Prime Minister Benjamin Netanyahu was right to say, “We will not allow an international force to act against us.”
It’s about time! The money for all of those high salaries can now be diverted to more worthy purposes.
VICTOR GABBAI
Beersheba
Two recent items underscore how predictable Prime Minister Benjamin Netanyahu is with elections approaching and a possible indictment.
1) Regarding the TIPH, he is ejecting them only now. Wasn’t he aware throughout his long tenure that they were “acting against us?”
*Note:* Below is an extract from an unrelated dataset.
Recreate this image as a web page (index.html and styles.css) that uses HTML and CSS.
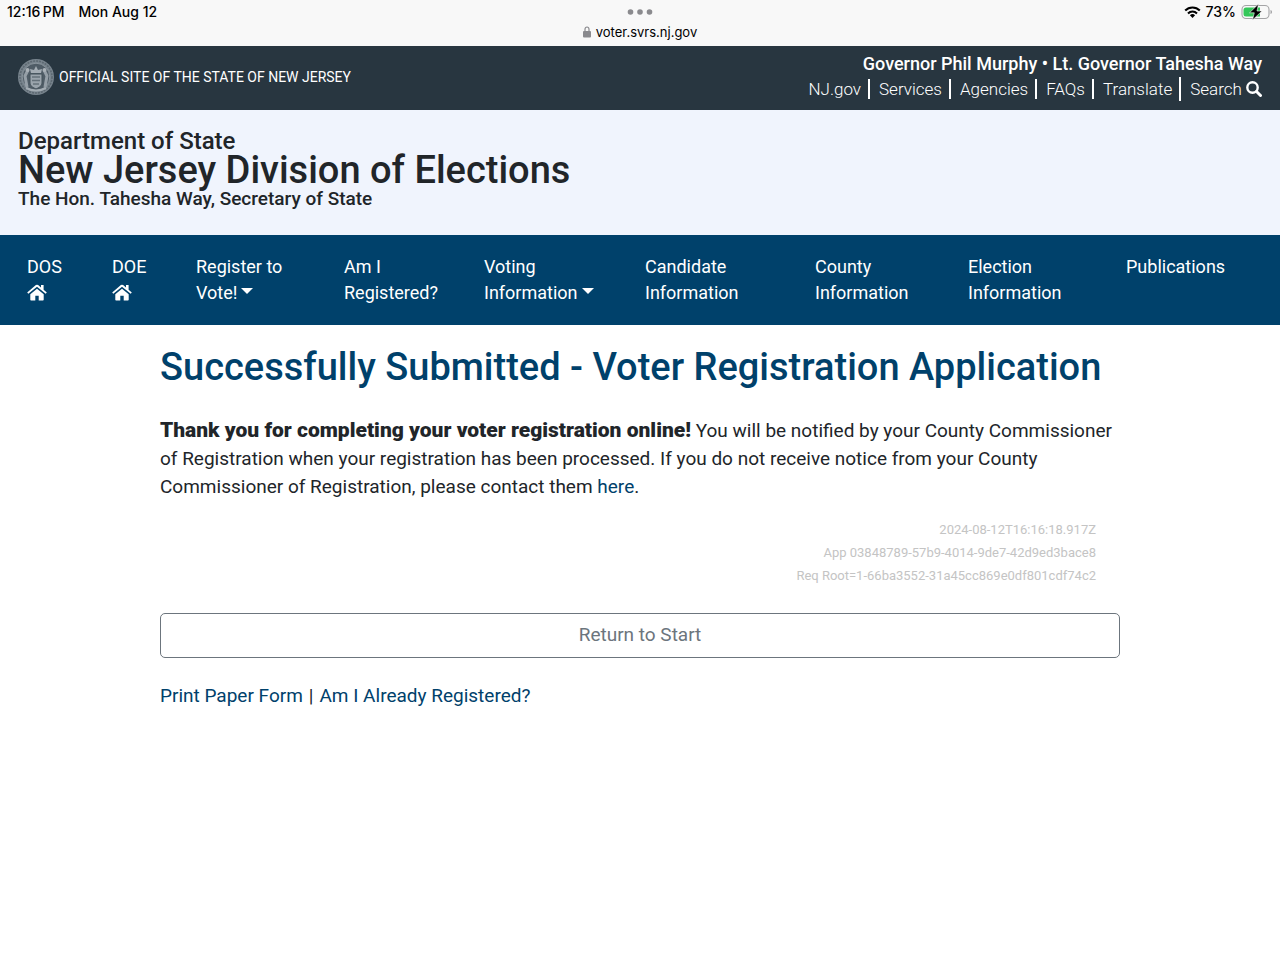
FILE: index.html
```html
<!DOCTYPE html>
<html lang="en">
  <head>
    <meta charset="utf-8">
    <meta name="viewport" content="width=device-width, initial-scale=1.0">
    <title>NJ Voter Registration</title>
    <link rel="stylesheet" href="styles.css">
  </head>
  <body>
    <!-- Tablet status bar -->
    <div class="status">
      <div class="status-left"><span>12:16&#8201;PM</span><span>Mon Aug 12</span></div>
      <div class="status-center">
        <svg class="dots" width="26" height="6" viewBox="0 0 26 6"><circle cx="3.5" cy="3" r="2.8"/><circle cx="13" cy="3" r="2.8"/><circle cx="22.5" cy="3" r="2.8"/></svg>
        <div class="address">
          <svg width="8" height="12" viewBox="0 0 8 12"><path d="M2 6V3.3a2 2.3 0 0 1 4 0V6" fill="none" stroke="#8a8a8e" stroke-width="1.2"/><rect y="5" width="8" height="6.5" rx="1" fill="#8a8a8e"/></svg>
          <span>voter.svrs.nj.gov</span>
        </div>
      </div>
      <div class="status-right">
        <svg width="17" height="12" viewBox="0 0 17 12"><g fill="none" stroke="#000" stroke-width="2.1"><path d="M1.2 4.5a10.3 10.3 0 0 1 14.6 0"/><path d="M4 7.4a6.4 6.4 0 0 1 9 0"/></g><path d="M8.5 12L5.9 9.3a3.7 3.7 0 0 1 5.2 0z"/></svg>
        <span>73%</span>
        <svg width="32" height="16" viewBox="0 0 32 16"><rect x="1" y="1.500" width="27" height="13" rx="4" fill="none" stroke="#a4a4a6" stroke-width="1.1"/><path d="M5 3.500h14v9H5A2.500 2.500 0 0 1 2.500 10V6A2.500 2.500 0 0 1 5 3.500z" fill="#34c759"/><path d="M29.500 6v4c2-.6 2-3.400 0-4z" fill="#a4a4a6"/><path d="M17.500 0L8.500 8.800h4.800L11.500 16 21 7h-5z" stroke="#f8f8f8" stroke-width=".6"/></svg>
      </div>
    </div>

    <!-- State bar -->
    <div class="state">
      <div class="official">
        <svg width="36" height="36" viewBox="0 0 36 36">
          <circle cx="18" cy="18" r="18" fill="#78848d"/>
          <circle cx="18" cy="18" r="16" fill="none" stroke="#5d6972" stroke-width="1.600" stroke-dasharray="2 1"/>
          <circle cx="18" cy="18" r="13.800" fill="#4f5c66" stroke="#89949c"/>
          <path d="M12 15h12v9c0 3-3 4.500-6 6-3-1.500-6-3-6-6z" fill="#9aa4ac" stroke="#45525b"/>
          <path d="M14 18h8M14 21.500h8M15 25h6" stroke="#65717a" stroke-width="1.500"/>
          <path d="M13 14l-1-4 4 1 2-4 2 4 4-1-1 4z" fill="#a4adb4"/>
          <path d="M10 11l-3 6 2 11M26 11l3 6-2 11" fill="none" stroke="#959fa7" stroke-width="3"/>
          <circle cx="9.500" cy="11" r="2" fill="#a9b1b7"/><circle cx="26.500" cy="11" r="2" fill="#a9b1b7"/>
          <path d="M8 29q10 5 20 0" fill="none" stroke="#a4adb4" stroke-width="2"/>
        </svg>
        <span>OFFICIAL SITE OF THE STATE OF NEW JERSEY</span>
      </div>
      <div class="state-right">
        <div class="governor">Governor Phil Murphy &bull; Lt. Governor Tahesha Way</div>
        <ul class="state-links">
          <li><a href="#">NJ.gov</a></li>
          <li><a href="#">Services</a></li>
          <li><a href="#">Agencies</a></li>
          <li><a href="#">FAQs</a></li>
          <li><a href="#">Translate</a></li>
          <li class="search"><a href="#">Search <svg width="16" height="16" viewBox="0 0 16 16"><circle cx="6.500" cy="6.500" r="5.200" fill="none" stroke="#fff" stroke-width="2.400"/><path d="M10.500 10.500l4 4" stroke="#fff" stroke-width="3" stroke-linecap="round"/></svg></a></li>
        </ul>
      </div>
    </div>

    <!-- Department header -->
    <div class="header">
      <div class="department">Department of State</div>
      <div class="division">New Jersey Division of Elections</div>
      <div class="secretary">The Hon. Tahesha Way, Secretary of State</div>
    </div>

    <!-- Menu -->
    <nav class="menu">
      <a href="#">DOS<br><svg class="home" width="20" height="17" viewBox="0 0 20 17"><path d="M10 4.800L3.300 10.300v5.500q0 .8.800.8h4.200v-4.800h3.400v4.800h4.200q.8 0 .8-.8v-5.500z"/><path d="M.2 8.400L8.900 1.100q1.100-.9 2.200 0l2.900 2.400V1h2.600v4.700l3.200 2.700-1.100 1.300L10 2.800 1.300 9.700z"/></svg></a>
      <a href="#">DOE<br><svg class="home" width="20" height="17" viewBox="0 0 20 17"><path d="M10 4.800L3.300 10.300v5.500q0 .8.800.8h4.200v-4.800h3.400v4.800h4.200q.8 0 .8-.8v-5.500z"/><path d="M.2 8.400L8.900 1.100q1.100-.9 2.200 0l2.900 2.400V1h2.600v4.700l3.200 2.700-1.100 1.300L10 2.800 1.300 9.700z"/></svg></a>
      <a href="#">Register to<br><span class="drop">Vote!</span></a>
      <a href="#">Am I<br>Registered?</a>
      <a href="#">Voting<br><span class="drop">Information</span></a>
      <a href="#">Candidate<br>Information</a>
      <a href="#">County<br>Information</a>
      <a href="#">Election<br>Information</a>
      <a href="#">Publications</a>
    </nav>

    <!-- Confirmation -->
    <main class="content">
      <h1>Successfully Submitted - Voter Registration Application</h1>
      <p><b>Thank you for completing your voter registration online!</b> You will be notified by your County Commissioner of Registration when your registration has been processed. If you do not receive notice from your County Commissioner of Registration, please contact them <a href="#">here</a>.</p>
      <div class="request">
        2024-08-12T16:16:18.917Z<br>
        App 03848789-57b9-4014-9de7-42d9ed3bace8<br>
        Req Root=1-66ba3552-31a45cc869e0df801cdf74c2
      </div>
      <button type="button" class="return">Return to Start</button>
      <div class="links"><a href="#">Print Paper Form</a><span>|</span><a href="#">Am I Already Registered?</a></div>
    </main>
  </body>
</html>
```

FILE: styles.css
```css
* { box-sizing: border-box; }

body {
  margin: 0;
  background-color: #fff;
  color: #212529;
  font-family: Roboto, sans-serif;
  font-size: 19px;
  line-height: 28px;
}

a {
  color: #00416b;
  text-decoration: none;
}

.status {
  display: grid;
  grid-template-columns: 1fr auto 1fr;
  height: 46px;
  padding: 2px 7px 0;
  background-color: #f8f8f8;
  color: #000;
  font-family: Inter, sans-serif;
  font-size: 14px;
  font-weight: 500;
  line-height: 20px;
}

.status-left {
  display: flex;
  gap: 14px;
}

.status-center {
  display: flex;
  flex-direction: column;
  align-items: center;
  gap: 7px;
  padding-top: 7px;
  font-size: 13px;
  font-weight: 400;
}

.dots { fill: #8a8a8e; }

.address {
  display: flex;
  align-items: center;
  gap: 5px;
}

.status-right {
  display: flex;
  justify-content: flex-end;
  align-items: center;
  gap: 5px;
  height: 20px;
}

.state {
  display: flex;
  justify-content: space-between;
  align-items: center;
  height: 64px;
  padding: 0 18px 2px;
  background-color: #283640;
  color: #fff;
}

.official {
  display: flex;
  align-items: center;
  gap: 5px;
  font-size: 14px;
}

.state-right { padding-bottom: 2px; }

.governor {
  font-size: 18px;
  font-weight: 500;
  line-height: 26px;
  text-align: right;
}

.state-links {
  display: flex;
  justify-content: flex-end;
  align-items: center;
  height: 25px;
  margin: 0;
  padding: 0;
  list-style: none;
  font-size: 17px;
  font-weight: 300;
  line-height: 20px;
}

.state-links li + li {
  margin-left: 7px;
  padding-left: 9px;
  border-left: 2px solid #fff;
}

.state-links .search { line-height: 24px; }
.state-links a { color: #fff; }
.state-links svg { vertical-align: -2px; }

.header {
  padding: 19px 18px 25px;
  background-color: #f0f4fd;
  font-weight: 500;
}

.department {
  font-size: 24px;
  line-height: 24px;
}

.division {
  font-size: 38px;
  line-height: 34px;
}

.secretary {
  font-size: 19px;
  line-height: 23px;
}

.menu {
  display: grid;
  grid-template-columns: 85fr 84fr 148fr 140fr 161fr 170fr 153fr 158fr 127fr;
  padding: 19px 27px;
  background-color: #00416b;
  font-size: 18px;
  line-height: 26px;
}

.menu a { color: #fff; }

.home {
  fill: #fff;
  vertical-align: -2px;
}

.drop::after {
  content: "";
  display: inline-block;
  margin-left: 4px;
  vertical-align: 5px;
  border-top: 6px solid #fff;
  border-left: 6px solid transparent;
  border-right: 6px solid transparent;
}

.content {
  width: 75%;
  margin: 0 auto;
  padding-top: 20px;
}

h1 {
  margin: 0 0 28px;
  color: #00416b;
  font-size: 38px;
  font-weight: 500;
  line-height: 44px;
}

p { margin: 0 0 17px; }

b {
  font-size: 21px;
  font-weight: 900;
  line-height: 20px;
}

.request {
  padding-right: 24px;
  color: #c4c4c4;
  font-size: 13px;
  line-height: 23px;
  text-align: right;
}

.return {
  display: block;
  width: 100%;
  height: 45px;
  margin: 26px 0 24px;
  padding-bottom: 3px;
  border: 1px solid #6c757d;
  border-radius: 5px;
  background-color: #fff;
  color: #6c757d;
  font-family: Roboto, sans-serif;
  font-size: 19px;
}

.links {
  display: flex;
  gap: 6px;
}
```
2) In “Netanyahu vows: I will not uproot settlements in a peace deal” (January 29), he says, “As long as it is up to me, no one will be uprooted from their home... There will be no cessation of settlements but the complete opposite” The prime minister appeals to the very people he has abandoned to save his job, telling Netiv Ha’avot families that it was his ideological devotion to the biblical land of their forefathers that gave him the strength to withstand the police investigations against him. Yet in 1997, he surrendered 80% of Hebron; in 2009, he told US president Barack Obama that he was ready to accept a demilitarized “Palestinian” state; and has made other concessions since.
Moreover, he previously said that it should be possible for the people of Judea and Samaria to live under “Palestinian” rule with Israeli citizenship. Is he serious? How can it be that we returned to our homeland to surrender any part of it to our enemies and/or live under their rule?